18.10.16

Sentires

El sentir. Poemillas del ahora (La Isla de Siltolá) es el segundo libro que publica Óscar Díaz (Langreo, 1997), estudiante de Filosofía en la Complutense de Madrid. Tres poemas suyos figuran en la antología Nacer en otro tiempo, que cierra por ser el poeta más joven de la muestra. Firmó el prólogo de la ópera prima de otra asturiana que ha pasado por aquí: Paula Menéndez García-Argüelles. Con la suya, Rosa hermética, escrita entre los catorce y los dieciséis años, ganó el premio 'Félix Grande', que en la edición de este año ha conseguido el madrileño con raíces placentinas Alberto Guirao, autor de Los días mejor pensados.
No quisiera parecer un sosca, pero la dedicatoria de El sentir a sus abuelos denota esa tendencia generacional de la que ya hemos hablado aquí más de una vez. La cita de Rimbaud, su famoso Il faut changer la vie, apuntala este llamativo edificio de sonido y sentido donde, desde el primer poema, comprobamos una inequívoca voluntad lingüística que se basa, claro está, en el uso de un lenguaje poderoso que no le hace ascos a un vocabulario entre escogido y anacrónico (intempestivo cuando menos) que obliga al lector a echar mano del diccionario cada poco. La adjetivación abunda. El aire es barroco y la música importa tanto o más que la letra. Estamos ante una poesía inspirada, diría, entre irracionalista y surrealizante, en la que la imaginación manda. Se abre paso mediante un tono discursivo donde el encabalgamiento es rey. Una lección tal vez aprendida en un poeta en el que pensaba mientras leía hasta que me di de bruces con una cita suya que me sacó de dudas. Me refiero a Claudio Rodríguez. Al Rodríguez más alucinado. No falta una veta veneciana, que uno atribuye a Gimferrer y que me recuerda, sólo eso, a la poesía de los cordobeses Azaústre y Rey. Ni influencias, reconocidas por Díaz, de Mallarmé, Dylan Thomas o Panero, un maldito de tantos. 

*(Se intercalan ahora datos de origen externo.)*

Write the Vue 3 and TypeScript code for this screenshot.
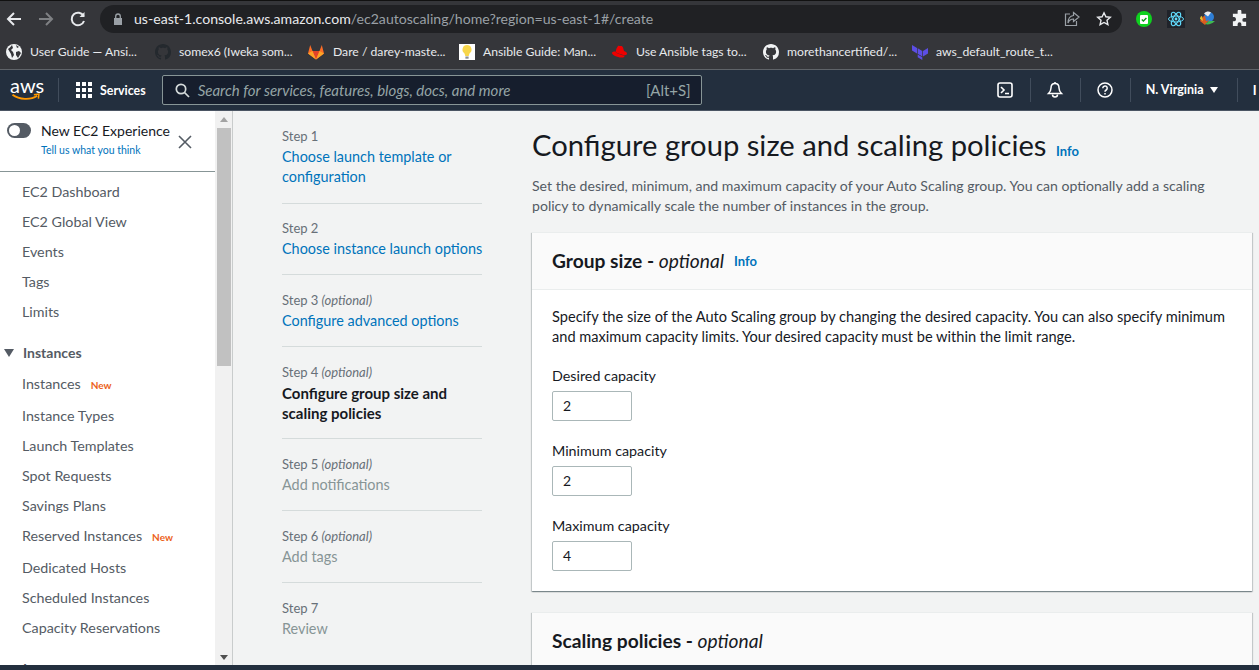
<script setup lang="ts">
interface NavItem {
  label: string
  isNew?: boolean
}

interface Step {
  step: string
  optional?: boolean
  lines: string[]
  state: 'link' | 'current' | 'disabled'
}

interface Field {
  label: string
  value: string
}

const bookmarks = [
  { icon: 'globe', label: 'User Guide — Ansi...', width: 149 },
  { icon: 'github-dark', label: 'somex6 (Iweka som...', width: 152 },
  { icon: 'gitlab', label: 'Dare / darey-maste...', width: 152 },
  { icon: 'bulb', label: 'Ansible Guide: Man...', width: 153 },
  { icon: 'redhat', label: 'Use Ansible tags to...', width: 151 },
  { icon: 'github', label: 'morethancertified/...', width: 149 },
  { icon: 'terraform', label: 'aws_default_route_t...', width: 150 },
]

const topNav: NavItem[] = [
  { label: 'EC2 Dashboard' },
  { label: 'EC2 Global View' },
  { label: 'Events' },
  { label: 'Tags' },
  { label: 'Limits' },
]

const instanceNav: NavItem[] = [
  { label: 'Instances', isNew: true },
  { label: 'Instance Types' },
  { label: 'Launch Templates' },
  { label: 'Spot Requests' },
  { label: 'Savings Plans' },
  { label: 'Reserved Instances', isNew: true },
  { label: 'Dedicated Hosts' },
  { label: 'Scheduled Instances' },
  { label: 'Capacity Reservations' },
]

const steps: Step[] = [
  { step: 'Step 1', lines: ['Choose launch template or', 'configuration'], state: 'link' },
  { step: 'Step 2', lines: ['Choose instance launch options'], state: 'link' },
  { step: 'Step 3', optional: true, lines: ['Configure advanced options'], state: 'link' },
  { step: 'Step 4', optional: true, lines: ['Configure group size and', 'scaling policies'], state: 'current' },
  { step: 'Step 5', optional: true, lines: ['Add notifications'], state: 'disabled' },
  { step: 'Step 6', optional: true, lines: ['Add tags'], state: 'disabled' },
  { step: 'Step 7', lines: ['Review'], state: 'disabled' },
]

const fields: Field[] = [
  { label: 'Desired capacity', value: '2' },
  { label: 'Minimum capacity', value: '2' },
  { label: 'Maximum capacity', value: '4' },
]
</script>

<template>
  <div class="page">
    <div class="chrome-top">
      <svg class="tb-icon" width="18" height="18" viewBox="0 0 18 18" fill="none" stroke="#e8eaed" stroke-width="2"><path d="M16 9H3M9 3 3 9l6 6" /></svg>
      <svg class="tb-icon" width="18" height="18" viewBox="0 0 18 18" fill="none" stroke="#7f8184" stroke-width="2"><path d="M2 9h13M9 3l6 6-6 6" /></svg>
      <svg class="tb-icon" width="18" height="18" viewBox="0 0 18 18" fill="none" stroke="#e8eaed" stroke-width="2"><path d="M14.6 6A6.3 6.3 0 1 0 15 11" /><path d="M15.5 2v5h-5" fill="#e8eaed" stroke="none" /></svg>
      <div class="omnibox">
        <svg width="10" height="12" viewBox="0 0 10 12" class="lock"><path d="M1 5h8v7H1z" fill="#9aa0a6" /><path d="M2.7 5V3.3a2.3 2.3 0 0 1 4.6 0V5" fill="none" stroke="#9aa0a6" stroke-width="1.3" /></svg>
        <span class="url"><b>us-east-1.console.aws.amazon.com</b>/ec2autoscaling/home?region=us-east-1#/create</span>
        <svg class="share" width="16" height="16" viewBox="0 0 16 16" fill="none" stroke="#9aa0a6" stroke-width="1.2"><path d="M6 3H1.5v11.5h11V10" /><path d="M9.5 1.5 15 6l-5.500 4.500V8C7 8 5 9.500 4 12c0-4 2-7 5.500-7.500z" /></svg>
        <svg width="16" height="16" viewBox="0 0 16 16" fill="none" stroke="#e8eaed" stroke-width="1.4"><path d="m8 1.800 1.900 4 4.400.5-3.300 3 .9 4.400L8 11.500l-3.900 2.200.9-4.400-3.300-3 4.400-.5z" /></svg>
      </div>
      <div class="exts">
        <svg width="18" height="18" viewBox="0 0 18 18"><circle cx="9" cy="9" r="8" fill="#0fd11f" /><rect x="5" y="5" width="8" height="9" rx="1" fill="#fff" /><path d="M6.800 9.500 8.400 11l3-3" stroke="#0a9c18" stroke-width="1.400" fill="none" /></svg>
        <svg width="18" height="18" viewBox="0 0 18 18" fill="none" stroke="#61dafb" stroke-width="1"><rect width="18" height="18" fill="#20232a" stroke="none" /><ellipse cx="9" cy="9" rx="7.500" ry="3" /><ellipse cx="9" cy="9" rx="7.500" ry="3" transform="rotate(60 9 9)" /><ellipse cx="9" cy="9" rx="7.500" ry="3" transform="rotate(120 9 9)" /><circle cx="9" cy="9" r="1.400" fill="#61dafb" stroke="none" /></svg>
        <svg width="18" height="18" viewBox="0 0 18 18"><circle cx="10" cy="7" r="5" fill="#2f7fd6" /><path d="M5 3.500a5 5 0 0 1 7-1l-3 4z" fill="#e8eaed" /><path d="M1 11c2-3 3-5 5-5l1 5 3-1-4 5z" fill="#dc5b20" /><path d="M6 14c3 1 7 0 10-3l-6 0z" fill="#3fb950" /><path d="M1 9c0-2 1-3 2-3l1 5z" fill="#e6c229" /></svg>
        <svg width="17" height="17" viewBox="0 0 18 18"><path d="M7 1.500a2 2 0 0 1 4 0V4h5v4.500h-2a2 2 0 0 0 0 4h2V17h-5v-2a2 2 0 0 0-4 0v2H2v-5h1.500a2.300 2.300 0 0 0 0-4.500H2V4h5z" fill="#f1f3f4" /></svg>
      </div>
    </div>

    <div class="bookmarks">
      <div v-for="b in bookmarks" :key="b.label" class="bookmark" :style="{ width: b.width + 'px' }">
        <svg v-if="b.icon === 'globe'" width="16" height="16" viewBox="0 0 16 16"><circle cx="8" cy="8" r="8" fill="#f1f3f4" /><path d="M2 5c2-1 3-3 4-4l1 3-2 2 2 2 1 3-2 3-1-4zM10 8l3-1 2 2-3 5-2-3zM10 1l3 2-2 1z" fill="#35363a" /></svg>
        <svg v-else-if="b.icon === 'github-dark' || b.icon === 'github'" width="16" height="16" viewBox="0 0 16 16"><path :fill="b.icon === 'github' ? '#f1f3f4' : '#24292e'" fill-rule="evenodd" d="M8 0C3.580 0 0 3.580 0 8c0 3.540 2.290 6.530 5.470 7.590.4.070.55-.17.55-.38 0-.19-.010-.82-.010-1.490-2.010.37-2.530-.49-2.690-.94-.090-.23-.48-.94-.82-1.130-.28-.15-.68-.52-.010-.53.63-.010 1.080.58 1.230.82.720 1.210 1.870.87 2.330.66.070-.52.28-.87.51-1.070-1.780-.2-3.640-.89-3.640-3.950 0-.87.310-1.590.82-2.150-.080-.2-.36-1.020.080-2.120 0 0 .67-.21 2.200.82.640-.18 1.320-.27 2-.27s1.360.090 2 .27c1.530-1.040 2.200-.82 2.200-.82.440 1.100.160 1.920.080 2.120.51.560.82 1.270.82 2.150 0 3.070-1.870 3.750-3.650 3.950.290.25.540.73.540 1.480 0 1.070-.010 1.930-.010 2.200 0 .21.150.46.550.38A8.010 8.010 0 0 0 16 8c0-4.420-3.580-8-8-8z" /></svg>
        <svg v-else-if="b.icon === 'gitlab'" width="18" height="16" viewBox="0 0 18 16"><path d="M9 15.500 1 9.500 3.200 1l2.300 6h7L14.800 1 17 9.500z" fill="#fc6d26" /><path d="M9 15.500 5.500 7h7z" fill="#e24329" /><path d="M9 15.500 1 9.500 5.500 7zM9 15.500l8-6L12.500 7z" fill="#fca326" /></svg>
        <svg v-else-if="b.icon === 'bulb'" width="16" height="16" viewBox="0 0 16 16"><rect width="16" height="16" fill="#fff" /><path d="M8 1a4.600 4.600 0 0 0-2.500 8.400L6.300 12h3.400l.8-2.600A4.600 4.600 0 0 0 8 1z" fill="#f7d64a" /><rect x="6.400" y="12.500" width="3.200" height="2.200" fill="#8b8f94" /></svg>
        <svg v-else-if="b.icon === 'redhat'" width="16" height="16" viewBox="0 0 16 16"><path d="M4.500 4.500 6 2c1-.6 1.500 0 2.500 0 1.200-.4 2 .2 2.500 1.500l1 3.500c1.500.6 3 1.500 3 2.700 0 1.300-1.800 1.800-4 1.200C8.500 10.200 5.500 9.500 3.500 8z" fill="#e00" /><path d="M3 7.500C1.500 7.500 0 8 0 9c0 2 5 4.500 9.500 4.500 2.500 0 3.300-1 3-1.800C8.500 11 5 9.500 3 7.500z" fill="#e00" /></svg>
        <svg v-else width="16" height="16" viewBox="0 0 16 16"><path d="M0 1l5 3v5.500L0 6.500zM5.700 4.300 10.300 7v5.500L5.700 9.800zM11 7l5-3v5.500l-5 3zM5.700 10.500l4.600 2.700V16l-4.600-2.700z" fill="#5c4ee5" /></svg>
        <span>{{ b.label }}</span>
      </div>
    </div>

    <header class="aws-nav">
      <div class="aws-logo">
        <span class="aws-word">aws</span>
        <svg width="32" height="9" viewBox="0 0 26 8" fill="none"><path d="M1 1.500C7 6 17 6.500 23 2.500" stroke="#ff9900" stroke-width="1.600" /><path d="M20 1.500 24.500 1 24 5" stroke="#ff9900" stroke-width="1.300" /></svg>
      </div>
      <div class="services">
        <svg width="16" height="16" viewBox="0 0 16 16" fill="#fff"><rect width="4" height="4" /><rect x="6" width="4" height="4" /><rect x="12" width="4" height="4" /><rect y="6" width="4" height="4" /><rect x="6" y="6" width="4" height="4" /><rect x="12" y="6" width="4" height="4" /><rect y="12" width="4" height="4" /><rect x="6" y="12" width="4" height="4" /><rect x="12" y="12" width="4" height="4" /></svg>
        <span>Services</span>
      </div>
      <div class="search">
        <svg width="15" height="15" viewBox="0 0 15 15" fill="none" stroke="#d5dbdb" stroke-width="1.700"><circle cx="6" cy="6" r="4.700" /><path d="m9.500 9.500 4.500 4.500" /></svg>
        <span class="search-text">Search for services, features, blogs, docs, and more</span>
        <span class="search-key">[Alt+S]</span>
      </div>
      <div class="nav-right">
        <div class="nav-btn">
          <svg width="16" height="16" viewBox="0 0 16 16" fill="none" stroke="#fff" stroke-width="1.600"><rect x="1" y="1" width="14" height="14" rx="2" /><path d="m4 5 3 3-3 3M8 11.500h4" /></svg>
        </div>
        <div class="nav-btn">
          <svg width="18" height="18" viewBox="0 0 18 18" fill="none" stroke="#fff" stroke-width="1.500"><path d="M9 2.500c-3 0-4 2-4 4.500 0 2.500-1 4-2.500 5.500h13C14 11 13 9.500 13 7c0-2.500-1-4.500-4-4.500z" /><path d="M9 1v1.500M6.500 13.500a2.500 2.500 0 0 0 5 0" /></svg>
        </div>
        <div class="nav-btn">
          <svg width="16" height="16" viewBox="0 0 16 16" fill="none" stroke="#fff" stroke-width="1.500"><circle cx="8" cy="8" r="7" /><path d="M5.800 6.200a2.200 2.200 0 1 1 3.400 1.800c-.8.500-1.200 1-1.200 1.800" /><path d="M8 11v1.500" /></svg>
        </div>
        <div class="region">N. Virginia <i class="caret-white"></i></div>
        <div class="user">I</div>
      </div>
    </header>

    <div class="body">
      <aside class="sidebar">
        <div class="side-scroll">
          <div class="experience">
            <span class="toggle"><i></i></span>
            <div class="exp-text">
              <div class="exp-title">New EC2 Experience</div>
              <div class="exp-link">Tell us what you think</div>
            </div>
            <svg class="exp-close" width="14" height="14" viewBox="0 0 14 14" fill="none" stroke="#545b64" stroke-width="1.600"><path d="m1 1 12 12M13 1 1 13" /></svg>
          </div>
          <nav class="side-nav">
            <div class="nav-group">
              <div v-for="n in topNav" :key="n.label" class="nav-item">{{ n.label }}</div>
            </div>
            <div class="nav-head"><i class="caret-dark"></i>Instances</div>
            <div v-for="n in instanceNav" :key="n.label" :class="['nav-item', { tall: n.isNew }]">
              {{ n.label }}<span v-if="n.isNew" class="new">New</span>
            </div>
            <div class="nav-head cut"><i class="caret-dark"></i>Images</div>
          </nav>
        </div>
        <div class="scrollbar">
          <i class="sb-up"></i>
          <div class="sb-thumb"></div>
          <i class="sb-down"></i>
        </div>
      </aside>

      <main class="content">
        <ol class="steps">
          <li v-for="s in steps" :key="s.step" class="step">
            <div class="step-no">{{ s.step }}<em v-if="s.optional"> (optional)</em></div>
            <div :class="['step-title', s.state]">
              <div v-for="line in s.lines" :key="line">{{ line }}</div>
            </div>
          </li>
        </ol>

        <section class="form">
          <h1>Configure group size and scaling policies <a class="info big">Info</a></h1>
          <p class="desc">Set the desired, minimum, and maximum capacity of your Auto Scaling group. You can optionally add a scaling<br>policy to dynamically scale the number of instances in the group.</p>

          <div class="card">
            <div class="card-head">
              <h2>Group size - <em>optional</em></h2>
              <a class="info">Info</a>
            </div>
            <div class="card-body">
              <p>Specify the size of the Auto Scaling group by changing the desired capacity. You can also specify minimum<br>and maximum capacity limits. Your desired capacity must be within the limit range.</p>
              <div v-for="f in fields" :key="f.label" class="field">
                <label>{{ f.label }}</label>
                <div class="input">{{ f.value }}</div>
              </div>
            </div>
          </div>

          <div class="card second">
            <div class="card-head">
              <h2>Scaling policies - <em>optional</em></h2>
            </div>
          </div>
        </section>
      </main>
    </div>
    <div class="taskbar"></div>
  </div>
</template>

<style>
html, body {
  margin: 0;
  overflow: hidden;
}
</style>

<style scoped>
.page {
  width: 1259px;
  height: 670px;
  overflow: hidden;
  display: flex;
  flex-direction: column;
  font-family: "Lato", "Open Sans", sans-serif;
  font-size: 14px;
  background: #f2f3f3;
}

.chrome-top {
  height: 36px;
  flex: none;
  box-sizing: border-box;
  border-top: 1px solid #111;
  background: #35363a;
  display: flex;
  align-items: center;
  padding: 0 0 0 5px;
  color: #e8eaed;
}

.tb-icon {
  margin-right: 14px;
  flex: none;
}

.tb-icon:nth-child(3) {
  margin-right: 13px;
}

.omnibox {
  width: 1022px;
  height: 28px;
  flex: none;
  border-radius: 14px;
  background: #202124;
  display: flex;
  align-items: center;
  padding: 0 10px 0 13px;
  box-sizing: border-box;
  font-size: 14.100px;
}

.lock {
  margin-right: 11px;
}

.url {
  flex: 1;
  color: #9aa0a6;
  white-space: nowrap;
}

.url b {
  font-weight: 400;
  color: #e8eaed;
}

.share {
  margin-right: 16px;
}

.exts {
  display: flex;
  align-items: center;
  gap: 14px;
  margin-left: 13px;
}

.bookmarks {
  height: 31px;
  padding-bottom: 2px;
  flex: none;
  background: #35363a;
  border-bottom: 1px solid #5f6368;
  display: flex;
  align-items: center;
  padding-left: 6px;
  color: #e8eaed;
  font-size: 12.200px;
  white-space: nowrap;
}

.bookmark {
  display: flex;
  align-items: center;
  gap: 8px;
  flex: none;
}

.aws-nav {
  height: 41px;
  flex: none;
  box-sizing: border-box;
  border-bottom: 1px solid #4b5563;
  background: #232f3e;
  display: flex;
  align-items: center;
  color: #fff;
}

.aws-logo {
  width: 58px;
  padding-left: 10px;
  height: 28px;
  display: flex;
  flex-direction: column;
  align-items: flex-start;
  box-sizing: border-box;
  flex: none;
}

.aws-word {
  font-size: 20px;
  line-height: 18px;
}

.aws-logo svg {
  margin-top: -1px;
}

.services {
  height: 24px;
  border-left: 1px solid #414d5c;
  padding: 0 16px 0 17px;
  display: flex;
  align-items: center;
  gap: 8px;
  font-size: 12.400px;
  font-weight: 700;
  flex: none;
}

.search {
  width: 540px;
  height: 30px;
  box-sizing: border-box;
  flex: none;
  border: 1px solid #879596;
  border-radius: 2px;
  background: #161e2d;
  display: flex;
  align-items: center;
  padding: 0 10px 0 12px;
  color: #95a5a6;
  font-size: 15px;
}

.search-text {
  flex: 1;
  margin-left: 8px;
  font-style: italic;
}

.nav-right {
  display: flex;
  align-items: center;
  flex: 1;
  padding-left: 287px;
  white-space: nowrap;
}

.nav-btn {
  width: 50px;
  height: 24px;
  display: flex;
  align-items: center;
  justify-content: center;
  margin-left: -8px;
  margin-right: 8px;
  border-right: 1px solid #414d5c;
  box-sizing: border-box;
  flex: none;
}

.region {
  font-size: 12.500px;
  font-weight: 700;
  width: 99px;
  padding-left: 7px;
  box-sizing: border-box;
  height: 24px;
  line-height: 24px;
  border-right: 1px solid #414d5c;
  flex: none;
}

.caret-white {
  display: inline-block;
  border: 4px solid transparent;
  border-top: 6px solid #fff;
  border-bottom: 0;
  margin-left: 3px;
  vertical-align: 1px;
}

.user {
  padding-left: 15px;
  font-size: 13px;
  font-weight: 700;
}

.body {
  flex: 1;
  min-height: 0;
  display: flex;
}

.sidebar {
  width: 233px;
  flex: none;
  display: flex;
  box-sizing: border-box;
  border-right: 1px solid #c9cccc;
  background: #fff;
  overflow: hidden;
}

.side-scroll {
  width: 215px;
  flex: none;
}

.experience {
  height: 61px;
  box-sizing: border-box;
  border-bottom: 1px solid #879596;
  display: flex;
  padding: 10px 0 0 7px;
}

.toggle {
  width: 24px;
  height: 15px;
  border-radius: 8px;
  background: #545b64;
  position: relative;
  flex: none;
  margin-top: 2px;
}

.toggle i {
  position: absolute;
  left: 2px;
  top: 2px;
  width: 11px;
  height: 11px;
  border-radius: 50%;
  background: #fff;
}

.exp-text {
  margin-left: 10px;
  white-space: nowrap;
}

.exp-title {
  font-size: 14px;
  line-height: 20px;
  color: #16191f;
}

.exp-link {
  font-size: 10.500px;
  line-height: 14px;
  margin-top: 2px;
  color: #0073bb;
}

.exp-close {
  margin: 14px 0 0 8px;
  flex: none;
}

.side-nav {
  padding-top: 5px;
  font-size: 14.300px;
  color: #545b64;
  white-space: nowrap;
}

.nav-group {
  margin-bottom: 10px;
}

.nav-item {
  height: 30px;
  line-height: 30px;
  padding-left: 22px;
}

.nav-item.tall {
  height: 32px;
}

.new {
  color: #ec5f1a;
  font-size: 10px;
  font-weight: 700;
  margin-left: 10px;
}

.nav-head {
  height: 32px;
  line-height: 32px;
  font-size: 14px;
  font-weight: 700;
  display: flex;
  align-items: center;
}

.nav-head.cut {
  margin-top: 10px;
}

.caret-dark {
  border: 5px solid transparent;
  border-top: 8px solid #545b64;
  border-bottom: 0;
  margin: 0 9px 0 4px;
}

.scrollbar {
  width: 17px;
  flex: none;
  background: #f1f1f1;
  display: flex;
  flex-direction: column;
  align-items: center;
}

.sb-up {
  border: 4px solid transparent;
  border-top: 0;
  border-bottom: 5px solid #a3a3a3;
  margin: 6px 0;
}

.sb-thumb {
  width: 14px;
  height: 238px;
  background: #c1c1c1;
}

.sb-down {
  margin-top: auto;
  margin-bottom: 5px;
  border: 4px solid transparent;
  border-bottom: 0;
  border-top: 5px solid #505050;
}

.content {
  flex: 1;
  min-width: 0;
  display: flex;
  padding: 0 7px 0 49px;
  overflow: hidden;
  color: #16191f;
}

.steps {
  width: 200px;
  flex: none;
  margin: 0;
  padding: 15px 0 0;
  list-style: none;
}

.step {
  box-sizing: border-box;
  padding: 1px 0 15px;
  border-bottom: 1px solid #d5dbdb;
  margin-bottom: 15px;
}

.step:first-child {
  padding-bottom: 16px;
  margin-bottom: 14px;
}

.step:last-child {
  border-bottom: 0;
}

.step-no {
  font-size: 13px;
  line-height: 18px;
  color: #687078;
}

.step-title {
  margin-top: 2px;
  font-size: 14.400px;
  line-height: 20px;
  white-space: nowrap;
}

.step-title.link {
  color: #0073bb;
}

.step-title.current {
  font-weight: 700;
  font-size: 15px;
  color: #16191f;
}

.step-title.disabled {
  color: #879596;
}

.form {
  width: 720px;
  margin-left: 50px;
  flex: none;
}

h1 {
  margin: 0;
  padding-top: 16px;
  font-size: 29.200px;
  font-weight: 400;
  line-height: 36px;
  white-space: nowrap;
}

.info {
  color: #0073bb;
  font-size: 13px;
  font-weight: 700;
}

.info.big {
  margin-left: 2px;
}

.desc {
  margin: 7px 0 16px;
  font-size: 14.100px;
  color: #545b64;
  line-height: 20px;
}

.card {
  background: #fff;
  box-shadow: 0 1px 1px 0 rgba(0, 28, 36, 0.3), 1px 1px 1px 0 rgba(0, 28, 36, 0.15), -1px 1px 1px 0 rgba(0, 28, 36, 0.15);
  border-top: 1px solid #eaeded;
}

.card.second {
  margin-top: 21px;
}

.card-head {
  height: 57px;
  box-sizing: border-box;
  background: #fafafa;
  border-bottom: 1px solid #eaeded;
  padding: 0 20px;
  display: flex;
  align-items: center;
  gap: 10px;
}

h2 {
  margin: 0;
  font-size: 19.200px;
  font-weight: 700;
  line-height: 24px;
}

h2 em {
  font-weight: 400;
}

.card-body {
  padding: 17px 20px 20px;
}

.card-body p {
  margin: 0 0 -1px;
  font-size: 14.600px;
  line-height: 20px;
  white-space: nowrap;
  color: #16191f;
}

.field {
  padding-top: 20px;
}

.field label {
  display: block;
  font-size: 14.300px;
  line-height: 20px;
  margin-bottom: 5px;
  color: #16191f;
}

.input {
  width: 80px;
  height: 30px;
  box-sizing: border-box;
  border: 1px solid #aab7b8;
  border-radius: 2px;
  padding-left: 10px;
  line-height: 28px;
  background: #fff;
}

.taskbar {
  height: 5px;
  flex: none;
  background: #232f3e;
}
</style>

El ritmo te envuelve, te lleva, te seduce, aunque muchas veces no sepas de qué está hablando Díaz. En mi caso, lo confieso, casi nunca. Ya sabemos que la poesía no siempre ha de entenderse y que sentirla (repárese en el título del libro) es muchas veces suficiente. Este es un asunto casi tan viejo como ella. Va en gustos que uno prefiera la figurativa, digamos, o la abstracta. La clara o la hermética. Aquí, sobre lo críptico (que deriva en simbólico), predomina el valor de las imágenes. Los títulos remiten a situaciones muy concretas que el poema se encarga de sustanciar a partir, ya digo, del lenguaje y éste, y sólo éste, a través de la imaginación, crea su propia realidad. 
Al fondo, atisba uno la juventud como vivencia: Sí, "Nunca habrá juventud sin alegría". Ya se ve.